Current order parameter script calculates the bond lengths and raises a warning if this is beyond a threshold. We can urge the users to upload a topology file and this should not be a problem in a large majority of the cases. For the uploads without a topology information, we can raise a warning in the scripts saying that we cannot make the molecules whole therefore this and that functionality of the databank won't work.
For other analyses I have done from the databank (standard + the ones in the manuscript), pdb for OpenMM has been sufficient assuming that the molecules are whole. This would probably apply also to other programs, such as Amber from which there is also data in Zenodo. For Amber we have the same questions: Do we ask some topology file, and if yes, which one? Or do we just ask pdb and require that molecules are whole?
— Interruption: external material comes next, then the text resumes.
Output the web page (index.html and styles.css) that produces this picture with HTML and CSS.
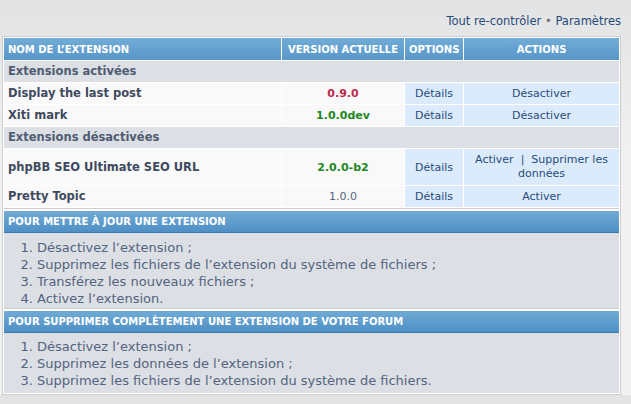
FILE: index.html
```html
<!DOCTYPE html>
<html lang="fr">
<head>
    <meta charset="UTF-8">
    <title>Gérer les extensions</title>
    <link rel="stylesheet" href="styles.css">
</head>
<body>
    <div class="toplinks"><a href="#">Tout re-contrôler</a> <span class="bullet">&bull;</span> <a href="#">Paramètres</a></div>

    <div class="panel">
        <table class="ext">
            <colgroup>
                <col class="c-name">
                <col class="c-version">
                <col class="c-options">
                <col class="c-actions">
            </colgroup>
            <thead>
                <tr>
                    <th class="left">Nom de l’extension</th>
                    <th>Version actuelle</th>
                    <th>Options</th>
                    <th>Actions</th>
                </tr>
            </thead>
            <tbody>
                <tr class="group"><td colspan="4">Extensions activées</td></tr>
                <tr>
                    <td class="name">Display the last post</td>
                    <td class="ver old">0.9.0</td>
                    <td class="opt"><a href="#">Détails</a></td>
                    <td class="act"><a href="#">Désactiver</a></td>
                </tr>
                <tr>
                    <td class="name">Xiti mark</td>
                    <td class="ver current">1.0.0dev</td>
                    <td class="opt"><a href="#">Détails</a></td>
                    <td class="act"><a href="#">Désactiver</a></td>
                </tr>
                <tr class="group"><td colspan="4">Extensions désactivées</td></tr>
                <tr>
                    <td class="name">phpBB SEO Ultimate SEO URL</td>
                    <td class="ver current">2.0.0-b2</td>
                    <td class="opt"><a href="#">Détails</a></td>
                    <td class="act wrap"><a href="#">Activer</a>&nbsp;&nbsp;|&nbsp;&nbsp;<a href="#">Supprimer les</a><br><a href="#">données</a></td>
                </tr>
                <tr>
                    <td class="name">Pretty Topic</td>
                    <td class="ver">1.0.0</td>
                    <td class="opt"><a href="#">Détails</a></td>
                    <td class="act"><a href="#">Activer</a></td>
                </tr>
            </tbody>
        </table>

        <div class="box">
            <h3>Pour mettre à jour une extension</h3>
            <ol>
                <li>Désactivez l’extension ;</li>
                <li>Supprimez les fichiers de l’extension du système de fichiers ;</li>
                <li>Transférez les nouveaux fichiers ;</li>
                <li>Activez l’extension.</li>
            </ol>
        </div>

        <div class="box last">
            <h3>Pour supprimer complètement une extension de votre forum</h3>
            <ol>
                <li>Désactivez l’extension ;</li>
                <li>Supprimez les données de l’extension ;</li>
                <li>Supprimez les fichiers de l’extension du système de fichiers.</li>
            </ol>
        </div>
    </div>
</body>
</html>
```

FILE: styles.css
```css
body{
    margin: 0;
    padding: 14px 0 0 2px;
    background: linear-gradient(#e2e3e4, #f1f1f1 160px);
    font-family: "DejaVu Sans", Verdana, sans-serif;
    font-size: 11px;
    color: #536482;
}
a{
    color: #274b7a;
    text-decoration: none;
}
.toplinks{
    width: 619px;
    text-align: right;
    font-size: 11.5px;
    line-height: 14px;
    margin-bottom: 8px;
}
.toplinks .bullet{
    color: #777;
}
.panel{
    width: 617px;
    background: #fff;
    border: 1px solid #cdcdcd;
}
table.ext{
    width: 617px;
    table-layout: fixed;
    border-collapse: separate;
    border-spacing: 1px;
}
col.c-name{ width: 277px; }
col.c-version{ width: 122px; }
col.c-options{ width: 58px; }
col.c-actions{ width: 155px; }

table.ext th{
    height: 22px;
    padding: 0 4px;
    background: linear-gradient(#72acd6, #5797c9);
    color: #fff;
    font-size: 10px;
    font-weight: bold;
    text-transform: uppercase;
    text-align: center;
    white-space: nowrap;
}
table.ext th.left{
    text-align: left;
}
table.ext td{
    padding: 4px;
    height: 13px;
    line-height: 13px;
    background: #f9f9f9;
}
table.ext tr.group td{
    background: #dcdfe3;
    color: #4f5c73;
    font-size: 11.5px;
    font-weight: bold;
}
td.name{
    color: #3f4a5f;
    font-size: 11.5px;
    font-weight: bold;
}
td.ver{
    text-align: center;
}
td.ver.old{
    color: #bc2a4d;
    font-weight: bold;
}
td.ver.current{
    color: #228822;
    font-weight: bold;
}
table.ext td.opt,
table.ext td.act{
    background: #dcebfc;
    text-align: center;
    color: #274b7a;
}
table.ext td.act{
    padding: 4px 2px;
}
table.ext td.act.wrap{
    line-height: 14px;
}

.box{
    margin: 0 1px;
    border-top: 1px solid #cdcdcd;
    padding-top: 2px;
}
.box h3{
    margin: 0;
    height: 21px;
    line-height: 21px;
    padding: 0 4px;
    background: linear-gradient(#70abd6, #4f8fc4);
    border-bottom: 1px solid #3c78ab;
    color: #fff;
    font-size: 10px;
    font-weight: bold;
    text-transform: uppercase;
    white-space: nowrap;
}
.box ol{
    margin: 0;
    padding: 6px 0 1px 33px;
    background: #dcdfe3;
    font-size: 13px;
    line-height: 17px;
}
.box.last{
    margin-bottom: 1px;
}
.box.last ol{
    padding: 5px 0 4px 33px;
}
```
Simulations from the AMBER MD engine requires prmtop
files to run. These files can be read into MDAnalysis
and subsequently be used. So, we should ask for the prmtop
files, otherwise raise a warning.
If making molecules whole in a reasonable and robust way in these simulations is not feasible, we can also accept only
OpenMM simulations with molecules already whole (which is the case in all current OpenMM simulations in the databank). Except the POPC with 1000 mM CaCl2 (10.5281/zenodo.5507316), all OpenMM trajectories from the Drude simulations have the molecules whole. I'll fix the issues with this trajectory and re-upload it.
I have now enabled addition of simulations ran with NAMD program in exactly the same way as openMM simulations. This seems to work. This might be the way to go also for data with other programs. We can try this when the first contributions with other programs will come.
I will close this. If there will be data from new programs, we can open new issues specifically for each program.
AddData.py already contains the dictionaries also for other than Gromacs simulations. However, the code probably does not fully work with those. This should be fixed at least for OpenMM and Amber data that we already have in Zenodo.